OBJECTIVE:
Review the material and extract every line in which the word "that" occurs.

|---|

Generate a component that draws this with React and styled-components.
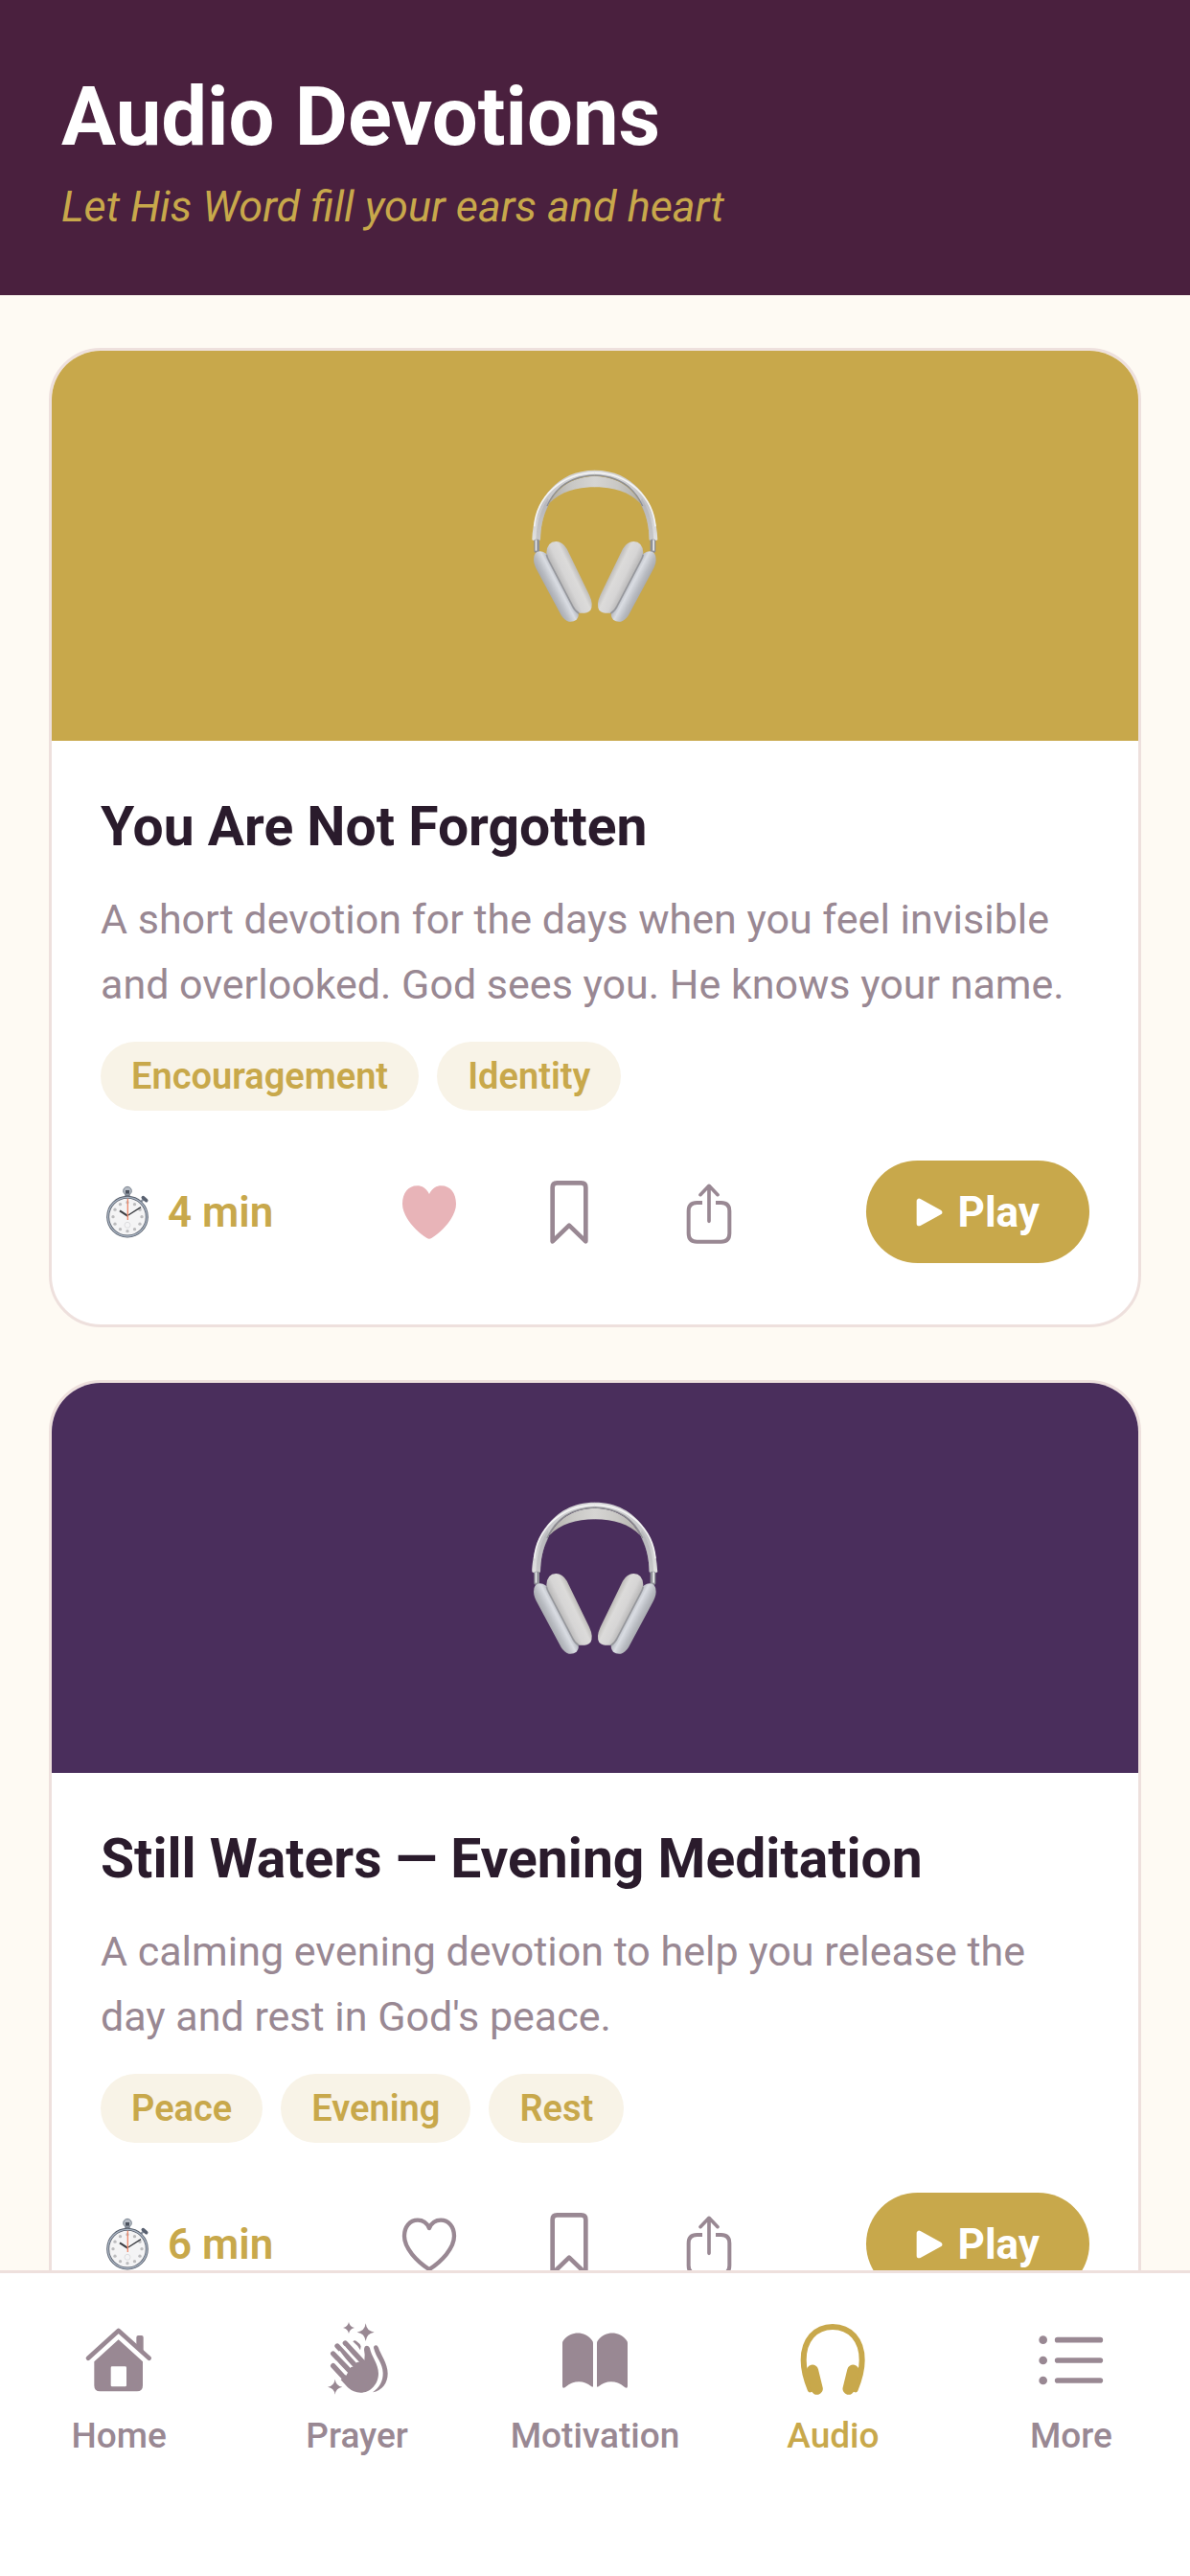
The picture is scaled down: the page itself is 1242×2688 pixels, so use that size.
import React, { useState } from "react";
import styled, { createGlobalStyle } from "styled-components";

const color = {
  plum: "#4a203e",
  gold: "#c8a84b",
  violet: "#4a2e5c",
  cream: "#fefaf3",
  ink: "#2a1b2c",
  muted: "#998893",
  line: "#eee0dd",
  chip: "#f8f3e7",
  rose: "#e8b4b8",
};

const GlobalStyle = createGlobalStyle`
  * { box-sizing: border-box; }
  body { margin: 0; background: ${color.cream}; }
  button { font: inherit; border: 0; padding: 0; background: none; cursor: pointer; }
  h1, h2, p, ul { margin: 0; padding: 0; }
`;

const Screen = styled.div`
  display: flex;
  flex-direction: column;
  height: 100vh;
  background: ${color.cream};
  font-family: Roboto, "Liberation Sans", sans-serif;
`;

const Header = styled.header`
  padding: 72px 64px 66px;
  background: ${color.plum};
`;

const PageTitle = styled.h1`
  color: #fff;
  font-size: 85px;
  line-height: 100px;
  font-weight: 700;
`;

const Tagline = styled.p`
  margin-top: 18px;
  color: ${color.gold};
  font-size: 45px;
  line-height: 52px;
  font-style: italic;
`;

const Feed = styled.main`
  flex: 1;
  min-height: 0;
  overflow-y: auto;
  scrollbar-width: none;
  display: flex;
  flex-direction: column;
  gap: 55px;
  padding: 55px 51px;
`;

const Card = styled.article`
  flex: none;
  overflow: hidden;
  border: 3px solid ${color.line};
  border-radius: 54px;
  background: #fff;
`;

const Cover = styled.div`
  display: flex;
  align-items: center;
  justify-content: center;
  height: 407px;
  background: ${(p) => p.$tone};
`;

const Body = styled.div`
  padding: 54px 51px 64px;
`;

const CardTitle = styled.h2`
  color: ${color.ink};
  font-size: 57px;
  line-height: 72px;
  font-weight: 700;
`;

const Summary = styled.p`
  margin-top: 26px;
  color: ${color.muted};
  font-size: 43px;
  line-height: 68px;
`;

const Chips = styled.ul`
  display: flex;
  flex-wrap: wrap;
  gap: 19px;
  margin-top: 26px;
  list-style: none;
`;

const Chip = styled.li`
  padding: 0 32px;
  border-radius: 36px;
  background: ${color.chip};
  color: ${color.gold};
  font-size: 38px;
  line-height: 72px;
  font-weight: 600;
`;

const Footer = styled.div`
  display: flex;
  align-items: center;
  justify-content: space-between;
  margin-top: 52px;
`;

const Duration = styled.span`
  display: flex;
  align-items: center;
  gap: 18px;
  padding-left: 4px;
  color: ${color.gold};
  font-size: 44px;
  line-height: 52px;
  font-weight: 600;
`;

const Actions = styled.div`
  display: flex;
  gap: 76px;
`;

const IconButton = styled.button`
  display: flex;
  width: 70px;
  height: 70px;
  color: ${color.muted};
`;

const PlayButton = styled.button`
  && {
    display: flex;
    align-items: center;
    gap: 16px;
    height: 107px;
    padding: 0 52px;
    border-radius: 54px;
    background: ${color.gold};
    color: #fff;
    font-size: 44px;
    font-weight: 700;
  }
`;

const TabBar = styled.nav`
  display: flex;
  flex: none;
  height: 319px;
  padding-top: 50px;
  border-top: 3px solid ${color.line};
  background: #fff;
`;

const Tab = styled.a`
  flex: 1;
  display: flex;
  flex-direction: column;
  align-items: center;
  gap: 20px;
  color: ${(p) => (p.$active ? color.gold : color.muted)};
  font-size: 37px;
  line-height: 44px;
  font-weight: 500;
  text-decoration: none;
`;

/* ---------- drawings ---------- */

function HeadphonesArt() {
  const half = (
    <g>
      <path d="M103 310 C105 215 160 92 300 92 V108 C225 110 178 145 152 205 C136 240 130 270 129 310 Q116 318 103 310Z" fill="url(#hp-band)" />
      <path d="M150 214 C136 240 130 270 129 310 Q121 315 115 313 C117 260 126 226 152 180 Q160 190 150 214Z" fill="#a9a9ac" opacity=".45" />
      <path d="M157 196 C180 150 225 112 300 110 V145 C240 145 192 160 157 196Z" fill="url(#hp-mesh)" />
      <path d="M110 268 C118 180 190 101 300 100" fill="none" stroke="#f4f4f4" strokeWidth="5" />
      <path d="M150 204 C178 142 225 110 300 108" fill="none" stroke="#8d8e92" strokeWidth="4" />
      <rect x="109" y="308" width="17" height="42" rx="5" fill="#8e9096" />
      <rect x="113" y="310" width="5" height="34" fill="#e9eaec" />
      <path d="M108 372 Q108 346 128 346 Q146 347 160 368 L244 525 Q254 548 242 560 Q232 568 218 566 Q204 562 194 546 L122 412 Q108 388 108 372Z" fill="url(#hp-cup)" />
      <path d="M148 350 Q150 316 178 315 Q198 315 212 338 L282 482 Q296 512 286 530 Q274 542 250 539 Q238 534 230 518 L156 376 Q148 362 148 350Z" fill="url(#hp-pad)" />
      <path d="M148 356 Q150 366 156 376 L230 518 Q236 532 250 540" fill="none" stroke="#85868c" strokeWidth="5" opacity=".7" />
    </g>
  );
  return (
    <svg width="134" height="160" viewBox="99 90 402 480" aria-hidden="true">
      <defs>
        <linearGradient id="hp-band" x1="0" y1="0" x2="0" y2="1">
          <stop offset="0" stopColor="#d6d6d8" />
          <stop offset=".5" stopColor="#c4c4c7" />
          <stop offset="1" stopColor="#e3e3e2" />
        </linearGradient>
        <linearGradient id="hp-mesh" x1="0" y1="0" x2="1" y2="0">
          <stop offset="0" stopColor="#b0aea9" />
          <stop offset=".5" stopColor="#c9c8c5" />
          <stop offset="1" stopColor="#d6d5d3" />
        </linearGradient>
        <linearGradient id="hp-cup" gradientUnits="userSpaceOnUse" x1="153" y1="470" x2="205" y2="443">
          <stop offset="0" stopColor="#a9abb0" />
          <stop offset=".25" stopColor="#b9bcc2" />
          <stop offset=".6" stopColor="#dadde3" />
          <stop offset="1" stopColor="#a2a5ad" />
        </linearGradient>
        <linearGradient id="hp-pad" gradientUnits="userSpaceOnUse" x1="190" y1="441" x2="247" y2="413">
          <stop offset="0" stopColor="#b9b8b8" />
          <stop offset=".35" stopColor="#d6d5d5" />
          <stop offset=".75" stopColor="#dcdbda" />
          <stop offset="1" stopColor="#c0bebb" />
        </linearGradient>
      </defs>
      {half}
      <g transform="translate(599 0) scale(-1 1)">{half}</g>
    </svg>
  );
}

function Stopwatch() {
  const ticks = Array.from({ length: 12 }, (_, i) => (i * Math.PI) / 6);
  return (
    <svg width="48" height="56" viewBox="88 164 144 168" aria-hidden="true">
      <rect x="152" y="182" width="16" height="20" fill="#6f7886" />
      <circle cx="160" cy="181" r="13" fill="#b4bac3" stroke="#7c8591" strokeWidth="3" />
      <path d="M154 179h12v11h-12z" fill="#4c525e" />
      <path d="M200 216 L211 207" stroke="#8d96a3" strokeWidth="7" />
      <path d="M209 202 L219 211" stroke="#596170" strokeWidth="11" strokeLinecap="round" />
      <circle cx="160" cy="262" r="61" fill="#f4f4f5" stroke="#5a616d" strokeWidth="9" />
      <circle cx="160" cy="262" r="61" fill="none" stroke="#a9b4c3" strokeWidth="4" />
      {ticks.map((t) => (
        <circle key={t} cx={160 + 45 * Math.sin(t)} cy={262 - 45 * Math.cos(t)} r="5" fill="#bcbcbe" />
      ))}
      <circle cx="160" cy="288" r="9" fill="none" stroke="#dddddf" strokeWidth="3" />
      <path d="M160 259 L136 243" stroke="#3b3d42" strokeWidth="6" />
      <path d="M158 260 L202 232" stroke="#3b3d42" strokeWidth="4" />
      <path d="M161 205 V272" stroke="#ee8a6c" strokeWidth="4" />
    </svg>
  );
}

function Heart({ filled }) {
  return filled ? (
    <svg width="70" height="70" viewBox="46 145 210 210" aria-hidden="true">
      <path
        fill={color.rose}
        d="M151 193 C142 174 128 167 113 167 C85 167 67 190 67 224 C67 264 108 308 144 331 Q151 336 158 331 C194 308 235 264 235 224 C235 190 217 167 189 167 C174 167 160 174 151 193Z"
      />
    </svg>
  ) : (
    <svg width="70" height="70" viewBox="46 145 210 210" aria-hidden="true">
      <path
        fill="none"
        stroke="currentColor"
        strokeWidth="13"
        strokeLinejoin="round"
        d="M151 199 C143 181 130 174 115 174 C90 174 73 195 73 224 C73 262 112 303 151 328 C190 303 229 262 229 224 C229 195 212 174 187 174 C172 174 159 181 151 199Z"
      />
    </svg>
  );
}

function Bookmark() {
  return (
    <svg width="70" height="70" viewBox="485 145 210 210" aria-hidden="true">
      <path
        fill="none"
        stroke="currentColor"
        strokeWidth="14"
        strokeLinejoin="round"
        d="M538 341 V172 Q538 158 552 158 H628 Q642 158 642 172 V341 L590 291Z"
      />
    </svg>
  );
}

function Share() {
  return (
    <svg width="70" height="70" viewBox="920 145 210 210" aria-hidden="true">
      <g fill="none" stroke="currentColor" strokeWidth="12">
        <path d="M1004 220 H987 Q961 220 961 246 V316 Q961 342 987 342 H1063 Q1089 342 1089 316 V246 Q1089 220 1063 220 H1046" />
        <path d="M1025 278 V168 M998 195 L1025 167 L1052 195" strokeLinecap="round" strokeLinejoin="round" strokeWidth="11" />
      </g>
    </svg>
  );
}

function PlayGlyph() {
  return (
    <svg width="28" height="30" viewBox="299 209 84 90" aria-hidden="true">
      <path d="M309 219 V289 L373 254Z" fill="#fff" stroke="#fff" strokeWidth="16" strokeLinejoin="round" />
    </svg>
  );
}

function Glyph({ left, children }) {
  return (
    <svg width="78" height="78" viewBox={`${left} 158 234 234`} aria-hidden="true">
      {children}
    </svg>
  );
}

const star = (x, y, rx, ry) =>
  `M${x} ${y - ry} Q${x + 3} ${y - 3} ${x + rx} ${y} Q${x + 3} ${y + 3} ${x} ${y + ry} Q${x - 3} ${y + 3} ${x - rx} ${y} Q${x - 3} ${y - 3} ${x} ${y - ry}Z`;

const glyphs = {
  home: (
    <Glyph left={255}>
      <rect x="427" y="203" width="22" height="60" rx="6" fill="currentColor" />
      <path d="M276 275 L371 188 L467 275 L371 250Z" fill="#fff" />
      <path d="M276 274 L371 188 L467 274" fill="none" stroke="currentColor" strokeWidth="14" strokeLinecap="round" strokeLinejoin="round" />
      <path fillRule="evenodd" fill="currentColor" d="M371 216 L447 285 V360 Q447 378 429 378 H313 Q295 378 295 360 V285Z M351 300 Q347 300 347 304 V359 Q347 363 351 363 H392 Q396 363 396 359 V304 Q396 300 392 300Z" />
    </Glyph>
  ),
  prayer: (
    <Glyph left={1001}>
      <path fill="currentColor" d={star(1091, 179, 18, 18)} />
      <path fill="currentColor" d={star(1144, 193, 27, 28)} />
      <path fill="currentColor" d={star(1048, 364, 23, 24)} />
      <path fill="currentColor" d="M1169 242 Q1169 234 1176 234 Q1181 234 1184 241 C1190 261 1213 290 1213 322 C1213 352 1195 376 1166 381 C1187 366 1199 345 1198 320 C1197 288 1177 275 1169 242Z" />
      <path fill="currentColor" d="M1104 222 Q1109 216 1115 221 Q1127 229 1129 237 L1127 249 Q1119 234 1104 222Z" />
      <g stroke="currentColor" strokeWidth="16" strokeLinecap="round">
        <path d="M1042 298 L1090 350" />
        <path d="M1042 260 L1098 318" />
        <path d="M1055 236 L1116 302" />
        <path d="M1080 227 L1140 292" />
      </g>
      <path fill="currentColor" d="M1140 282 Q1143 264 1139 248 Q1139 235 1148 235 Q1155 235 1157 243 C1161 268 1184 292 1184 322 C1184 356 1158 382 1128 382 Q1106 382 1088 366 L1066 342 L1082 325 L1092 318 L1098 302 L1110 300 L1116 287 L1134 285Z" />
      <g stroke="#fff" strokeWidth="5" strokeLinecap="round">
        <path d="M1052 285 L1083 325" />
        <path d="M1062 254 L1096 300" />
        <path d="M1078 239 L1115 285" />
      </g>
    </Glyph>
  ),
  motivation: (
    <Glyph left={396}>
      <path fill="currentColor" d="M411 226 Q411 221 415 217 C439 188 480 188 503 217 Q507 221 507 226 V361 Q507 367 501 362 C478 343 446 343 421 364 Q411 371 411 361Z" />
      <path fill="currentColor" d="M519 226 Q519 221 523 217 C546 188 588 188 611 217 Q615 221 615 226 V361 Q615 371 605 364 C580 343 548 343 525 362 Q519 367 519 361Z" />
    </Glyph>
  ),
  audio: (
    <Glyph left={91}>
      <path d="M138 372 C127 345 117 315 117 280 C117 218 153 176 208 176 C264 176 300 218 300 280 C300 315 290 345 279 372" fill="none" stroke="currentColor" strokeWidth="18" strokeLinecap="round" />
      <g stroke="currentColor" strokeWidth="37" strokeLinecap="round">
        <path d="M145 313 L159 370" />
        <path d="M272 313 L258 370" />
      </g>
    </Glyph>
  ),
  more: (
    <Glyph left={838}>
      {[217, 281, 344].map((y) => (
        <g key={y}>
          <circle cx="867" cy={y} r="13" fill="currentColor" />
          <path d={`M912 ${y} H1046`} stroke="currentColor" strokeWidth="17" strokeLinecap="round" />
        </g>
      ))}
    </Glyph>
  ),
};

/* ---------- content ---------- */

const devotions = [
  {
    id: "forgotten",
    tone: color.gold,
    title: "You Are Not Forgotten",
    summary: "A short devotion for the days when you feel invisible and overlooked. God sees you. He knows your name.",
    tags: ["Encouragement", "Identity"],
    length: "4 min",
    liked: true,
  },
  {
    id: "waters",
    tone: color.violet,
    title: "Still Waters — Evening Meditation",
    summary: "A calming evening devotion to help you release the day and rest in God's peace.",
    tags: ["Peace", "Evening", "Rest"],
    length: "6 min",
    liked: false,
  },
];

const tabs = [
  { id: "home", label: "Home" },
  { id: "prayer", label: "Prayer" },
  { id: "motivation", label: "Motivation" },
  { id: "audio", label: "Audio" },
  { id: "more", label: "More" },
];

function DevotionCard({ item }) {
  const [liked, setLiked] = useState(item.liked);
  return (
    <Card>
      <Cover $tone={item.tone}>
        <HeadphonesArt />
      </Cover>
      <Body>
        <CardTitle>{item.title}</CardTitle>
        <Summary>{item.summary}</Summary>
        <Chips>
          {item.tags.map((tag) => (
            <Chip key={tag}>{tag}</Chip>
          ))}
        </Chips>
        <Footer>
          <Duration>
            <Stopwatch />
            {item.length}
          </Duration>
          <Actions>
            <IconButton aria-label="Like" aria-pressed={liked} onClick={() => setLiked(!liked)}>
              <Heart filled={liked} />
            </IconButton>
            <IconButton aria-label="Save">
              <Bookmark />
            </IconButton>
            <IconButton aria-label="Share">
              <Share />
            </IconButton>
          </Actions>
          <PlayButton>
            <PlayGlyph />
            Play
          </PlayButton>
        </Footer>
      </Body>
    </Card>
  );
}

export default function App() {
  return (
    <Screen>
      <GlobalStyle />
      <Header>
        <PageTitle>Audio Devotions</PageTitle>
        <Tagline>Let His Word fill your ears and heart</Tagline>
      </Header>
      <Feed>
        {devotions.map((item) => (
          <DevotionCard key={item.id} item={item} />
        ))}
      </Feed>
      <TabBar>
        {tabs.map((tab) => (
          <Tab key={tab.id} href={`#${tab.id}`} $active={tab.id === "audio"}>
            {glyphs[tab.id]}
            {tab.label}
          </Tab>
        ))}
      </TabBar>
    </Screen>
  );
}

|---|

SOLUTION:
Generate a component that draws this with React and styled-components.
The picture is scaled down: the page itself is 1242×2688 pixels, so use that size.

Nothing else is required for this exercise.